The first three of these task forces will deploy in October 2025—two to Central Command and one to Indo-Pacific Command—and the next three will replace those units in April 2026, according to a senior Air Force official. 

This model is different from how the Air Force deployed forces to the Middle East. In recent years, the service would crowdsource people and aircraft from units throughout the service, deploying one squadron at a time. Now, the Air Force wants teams that have trained and prepared together and are ready to execute as a “warfighting unit.”  

“After the fall of the Soviet Union, we were able to consolidate a lot of our bases. We were operating in a permissive environment. We were largely uncontested, and so our deployment model reflected that. We disaggregated a lot of the pieces, we built smaller and smaller units, and individual elements could go as kind of a menu of options for the joint force that didn't involve a big chunk called a wing any longer,” the official told reporters Wednesday. 

But that model won’t work in a bigger fight against China. The service needs teams that have trained together before they meet up in theater, officials say. 

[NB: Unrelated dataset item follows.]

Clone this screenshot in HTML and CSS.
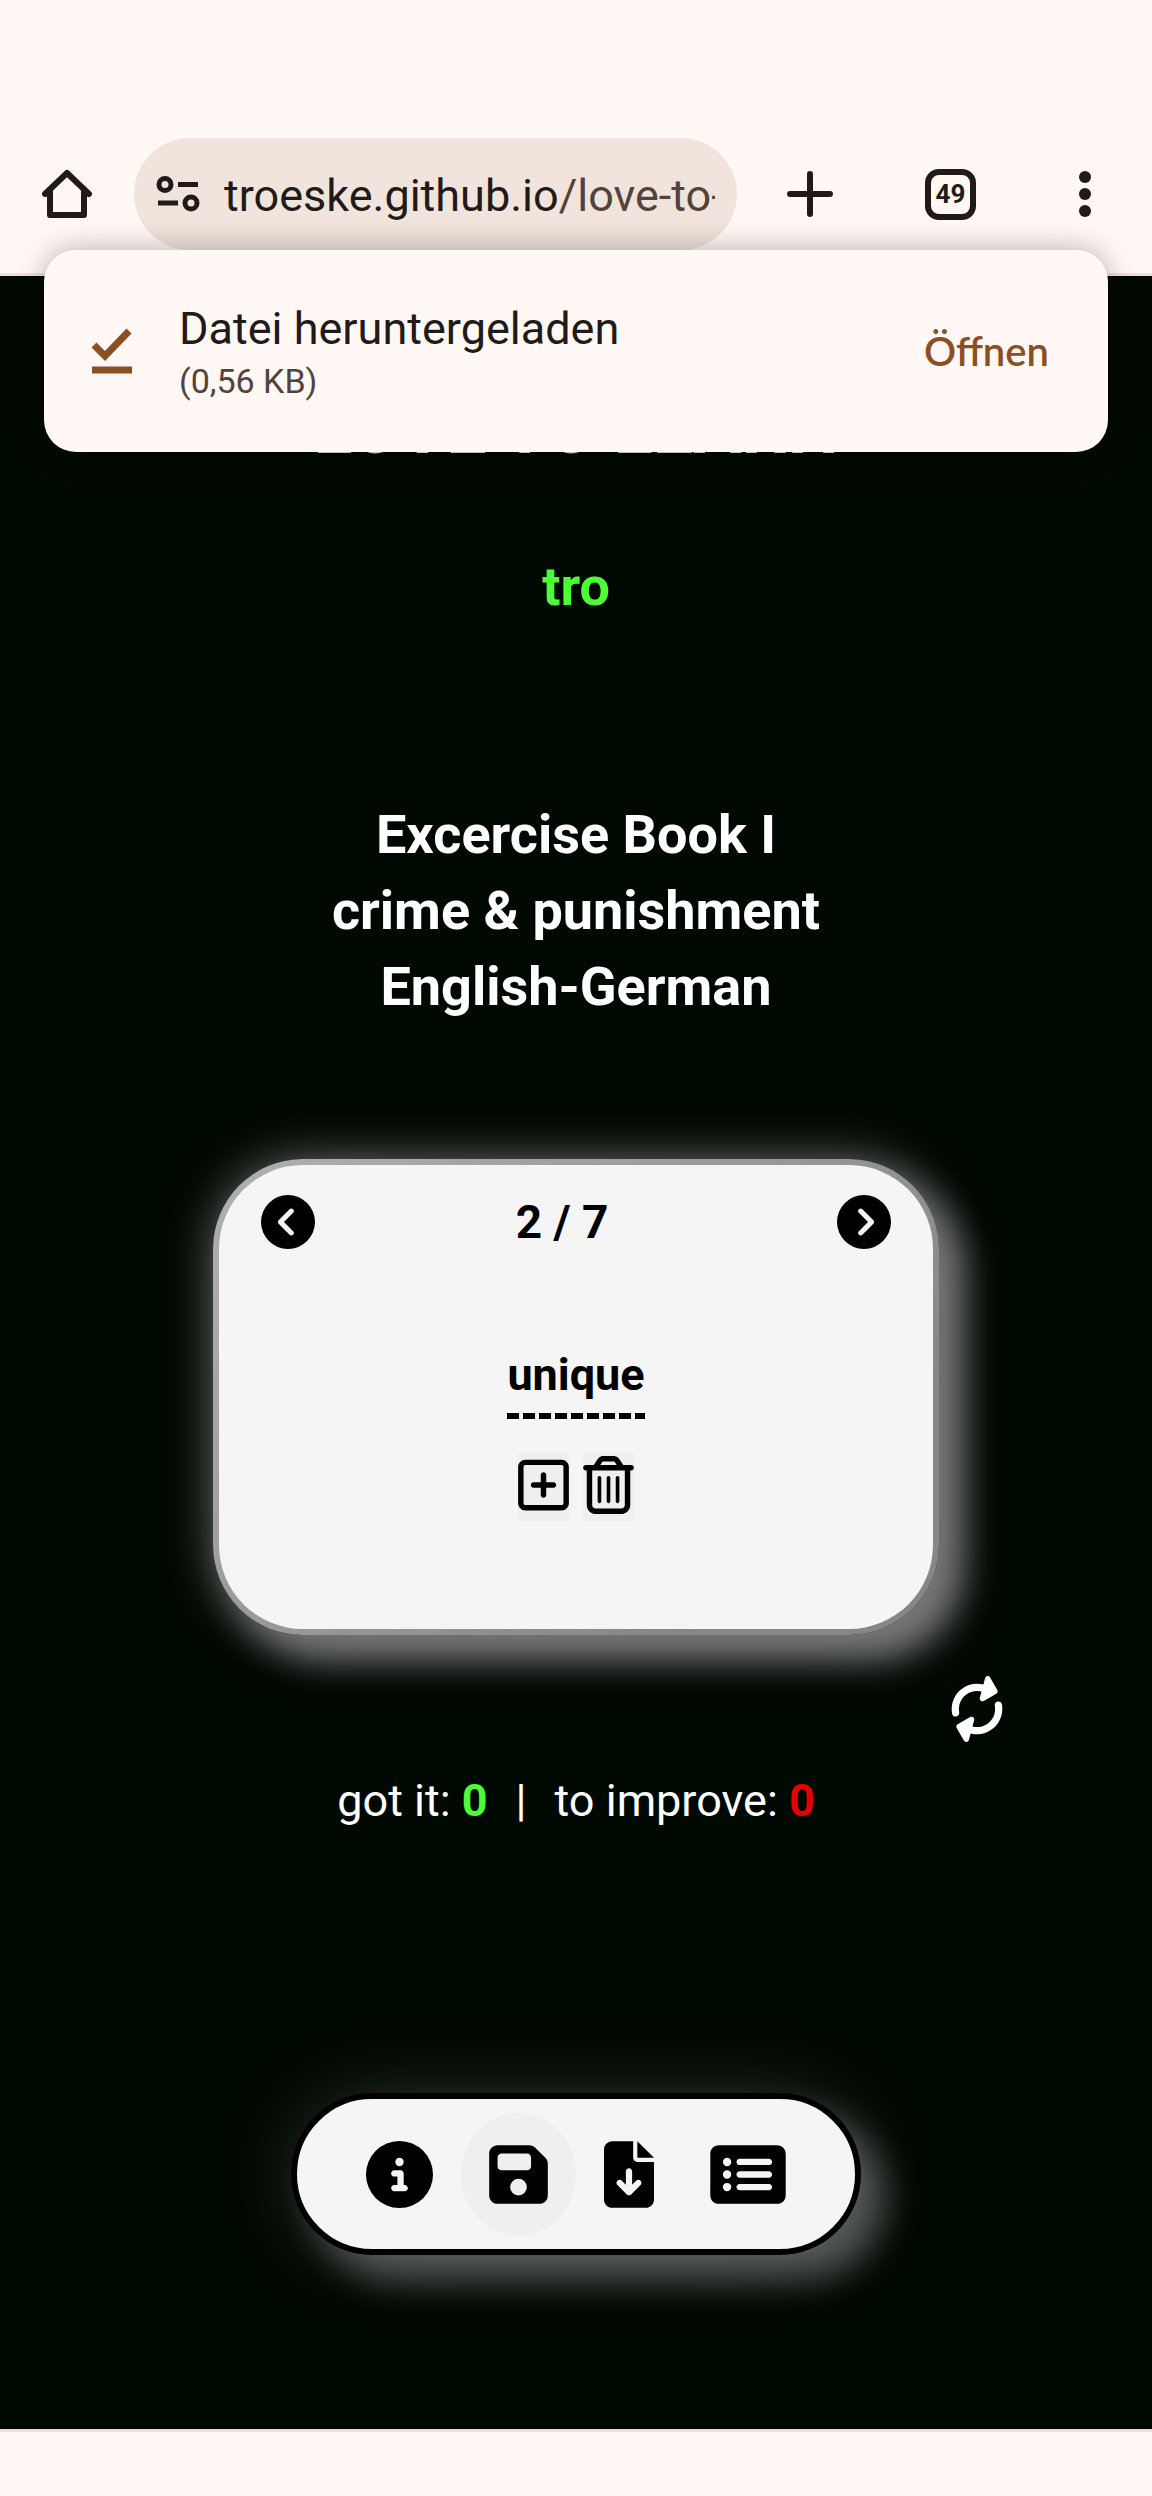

“This is kind of walking us back towards this model that we had during the Cold War, where we know each other, we trained together, we're building the team in peacetime and in preparation for deployment, and then we go together into this deployed environment when we're in our available phase and certified and ready to actually execute,” the official said. 

The Air Task Forces will be made up of three layers: a command layer, which is the leadership component, a mission layer, which is the actual aircraft or platforms the unit needs, and a sustainment layer, which includes maintenance support. 

The command layer will bring in about 50 people per base, the official said, and the service will draw the two other layers from either that base or the surrounding area. 

Eventually, the service will move toward a “combat wing” model, which will have all three layers together on one base, so the service won’t have to pull any personnel from the surrounding area. But they’re starting with ATFs to figure out how the model works. 

“This pilot is really intended to help us move forward to a combat wing, which has all those same things, it takes the same layers—your command layer, your mission layer, and your sustainment layer—it now just resides at one place. So all of it is at one location, one base, effectively, that has those three layers, that trains constantly all the time, knows one another, in and throughout their [Air Force Force Generation] cycle. And then if needed to deploy together, they all go together to a rotational or a crisis location. And we want as many of those kinds of deployable combat wings as we can possibly make,” the official said.